Nonetheless, viewed in retrospect, this merger was largely successful. Though PCC’s program did “die” for several years, it might have been saved if we had been able to come to an agreement on the first attempt. Unfortunately, PCC’s board was not ready at that point. They were only interested in a merger when it became clear, after the audit, that PCC was failing — that there would be unresolved debts and even possible board liability in a potential legal action by a former executive director. (This last factor was no small matter, but we only learned of it after the merger. Fortunately, we resolved it cheaply and quietly.)
Ultimately, however, PCC’s building was kept out of the hands of its creditors, and after two years of hard work, the program was resurrected.

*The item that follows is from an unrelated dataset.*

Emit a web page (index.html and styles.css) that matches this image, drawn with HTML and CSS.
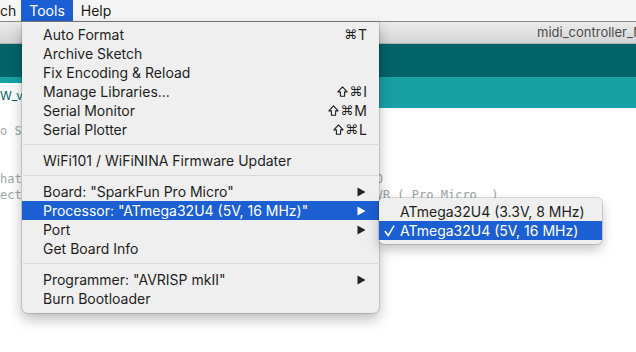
FILE: index.html
```html
<!DOCTYPE html>
<html>
<head>
<meta charset="utf-8">
<link rel="stylesheet" href="styles.css">
</head>
<body>
<div class="screen">
  <div class="menubar">
    <span class="mb-item mb-cut">ch</span>
    <span class="mb-item active">Tools</span>
    <span class="mb-item">Help</span>
  </div>
  <div class="window">
    <div class="titlebar"><span class="title">midi_controller_MIDI_NEW_v2</span></div>
    <div class="toolbar"></div>
    <div class="tabs"><div class="tab">W_v2</div></div>
    <div class="editor"><div class="line">o Si</div><div class="line"> </div><div class="line"> </div><div class="line">hat                                                 O</div><div class="line">ect                                                 VR ( Pro Micro  )</div></div>
  </div>

  <div class="menu">
    <div class="item"><span class="label">Auto Format</span><span class="key"><span class="sym">⌘</span>T</span></div>
    <div class="item"><span class="label">Archive Sketch</span></div>
    <div class="item"><span class="label">Fix Encoding &amp; Reload</span></div>
    <div class="item"><span class="label">Manage Libraries...</span><span class="key"><svg class="shift" width="11" height="11" viewBox="0 0 11 11"><path d="M5.5 0.9 L10.1 5.9 H7.6 V10.2 H3.4 V5.9 H0.9 Z"/></svg><span class="sym">⌘</span>I</span></div>
    <div class="item"><span class="label">Serial Monitor</span><span class="key"><svg class="shift" width="11" height="11" viewBox="0 0 11 11"><path d="M5.5 0.9 L10.1 5.9 H7.6 V10.2 H3.4 V5.9 H0.9 Z"/></svg><span class="sym">⌘</span>M</span></div>
    <div class="item"><span class="label">Serial Plotter</span><span class="key"><svg class="shift" width="11" height="11" viewBox="0 0 11 11"><path d="M5.5 0.9 L10.1 5.9 H7.6 V10.2 H3.4 V5.9 H0.9 Z"/></svg><span class="sym">⌘</span>L</span></div>
    <div class="sep"></div>
    <div class="item"><span class="label">WiFi101 / WiFiNINA Firmware Updater</span></div>
    <div class="sep"></div>
    <div class="item"><span class="label">Board: "SparkFun Pro Micro"</span><svg class="arrow" width="9" height="10" viewBox="0 0 9 10"><path d="M0.5 0.5 L8.5 5 L0.5 9.5 Z"/></svg></div>
    <div class="item sel"><span class="label">Processor: "ATmega32U4 (5V, 16 MHz)"</span><svg class="arrow" width="9" height="10" viewBox="0 0 9 10"><path d="M0.5 0.5 L8.5 5 L0.5 9.5 Z"/></svg></div>
    <div class="item"><span class="label">Port</span><svg class="arrow" width="9" height="10" viewBox="0 0 9 10"><path d="M0.5 0.5 L8.5 5 L0.5 9.5 Z"/></svg></div>
    <div class="item"><span class="label">Get Board Info</span></div>
    <div class="sep"></div>
    <div class="item"><span class="label">Programmer: "AVRISP mkII"</span><svg class="arrow" width="9" height="10" viewBox="0 0 9 10"><path d="M0.5 0.5 L8.5 5 L0.5 9.5 Z"/></svg></div>
    <div class="item"><span class="label">Burn Bootloader</span></div>
  </div>

  <div class="submenu">
    <div class="sub-item"><span class="check"></span><span class="label">ATmega32U4 (3.3V, 8 MHz)</span></div>
    <div class="sub-item sel"><span class="check"><svg width="11" height="12" viewBox="0 0 11 12"><path d="M1.2 6.6 L4.2 10.6 L9.8 1.2"/></svg></span><span class="label">ATmega32U4 (5V, 16 MHz)</span></div>
  </div>
</div>
</body>
</html>
```

FILE: styles.css
```css
html, body {
  margin: 0;
  padding: 0;
  background: #ffffff;
}

.screen {
  width: 636px;
  height: 352px;
  position: relative;
  overflow: hidden;
  font-family: Inter, "Liberation Sans", sans-serif;
  background: #ffffff;
}

.menubar {
  height: 22px;
  box-sizing: border-box;
  background: #f5f5f5;
  border-bottom: 1px solid #8a8a8a;
  display: flex;
  align-items: stretch;
  font-size: 14px;
  color: #1a1a1a;
}

.mb-item {
  padding: 0 8px;
  line-height: 21px;
}

.mb-item.mb-cut {
  padding: 0 5px 0 0;
}

.mb-item.active {
  background: #1c5fd2;
  color: #ffffff;
}

.titlebar {
  height: 22px;
  box-sizing: border-box;
  background: linear-gradient(#ebebeb, #d5d5d5);
  border-bottom: 1px solid #b3b3b3;
  font-size: 13px;
  line-height: 21px;
  color: #4b4b4b;
  padding-left: 537px;
  white-space: nowrap;
  overflow: hidden;
}

.toolbar {
  height: 33px;
  background: #006468;
}

.tabs {
  height: 31px;
  background: #17a1a5;
  display: flex;
  align-items: flex-end;
}

.tab {
  height: 25px;
  width: 160px;
  background: #ffffff;
  color: #006468;
  font-size: 12px;
  line-height: 25px;
}

.editor {
  background: #ffffff;
  padding-top: 15px;
  font-family: "DejaVu Sans Mono", monospace;
  font-size: 12px;
  line-height: 16px;
  color: #9aa7a8;
  white-space: pre;
}

.line {
  height: 16px;
}

.menu {
  position: absolute;
  left: 22px;
  top: 22px;
  width: 357px;
  box-sizing: border-box;
  padding: 3px 0 5px;
  background: #efefef;
  border-radius: 0 0 6px 6px;
  box-shadow: 0 0 0 1px rgba(0, 0, 0, 0.13), 0 6px 14px rgba(0, 0, 0, 0.28);
  font-size: 14px;
  color: #1e1e1e;
}

.item {
  height: 19px;
  display: flex;
  align-items: center;
  padding: 0 12px 0 21px;
}

.item .label {
  flex: 1;
  white-space: nowrap;
}

.item.sel {
  background: #1c5fd2;
  color: #ffffff;
}

.key {
  white-space: nowrap;
  display: flex;
  align-items: center;
}

.shift {
  fill: none;
  stroke: #1e1e1e;
  stroke-width: 1.1;
  stroke-linejoin: round;
  margin-right: 1px;
}

.sym {
  font-family: "DejaVu Sans", sans-serif;
  font-size: 13px;
  margin-right: 1px;
}

.arrow {
  fill: #222222;
  margin-right: 1px;
}

.item.sel .arrow {
  fill: #ffffff;
}

.sep {
  height: 1px;
  background: #d8d8d8;
  margin: 5px 1px 6px;
}

.submenu {
  position: absolute;
  left: 379px;
  top: 198px;
  width: 223px;
  box-sizing: border-box;
  padding: 4px 0;
  background: #efefef;
  border-radius: 5px;
  box-shadow: 0 0 0 1px rgba(0, 0, 0, 0.13), 0 5px 12px rgba(0, 0, 0, 0.25);
  font-size: 14px;
  color: #1e1e1e;
}

.sub-item {
  height: 19px;
  display: flex;
  align-items: center;
}

.sub-item.sel {
  background: #1c5fd2;
  color: #ffffff;
}

.check {
  width: 16px;
  padding-left: 5px;
  display: flex;
  align-items: center;
}

.check svg {
  fill: none;
  stroke: #ffffff;
  stroke-width: 1.6;
  stroke-linecap: round;
  stroke-linejoin: round;
}

.sub-item .label {
  white-space: nowrap;
}
```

What did I learn from this experience?
- Never underestimate the power of group dynamics over rationality. People cannot always be counted on to act in their collective best interest, especially as defined by someone outside the group. I “knew” that PCC was living on borrowed time, and I knew what moves were needed to preserve its services. But this knowledge did no good. Powerful group dynamics can keep a dying organization from seeing its own predicament.
- Don’t threaten your partner, even if they are weak. A threat to autonomy, identity, or other critical, deeply held values will kill a merger effort. Approach the other group respectfully, in a manner that allows its leaders to save face. The merger process must provide a way for the mission, individuality, and culture of both groups to be valued and incorporated into the new entity. Fear of change, loss of autonomy, individual egos, habits, and culture all cause nonprofits to avoid mergers.
I made the mistake with PCC of assuming that once I had demonstrated it had no choice but to merge or dissolve, they would simply ask where to sign the document. Instead, I had insulted them, questioning their deepest assumptions. This caused them to retreat further from a consideration of the facts.
- A dysfunctional board may not speak with one voice. While we negotiated in good faith with PCC’s board, factions of this very same board were seeking the support of our mutual funders to block the merger.
- People have assumptions about mergers that make true negotiation, worked out in good faith, difficult. Because of confusion with corporate takeovers, the “weaker” party in a merger is bound to suspect the initiator of trying to maneuver into a position of unfair advantage.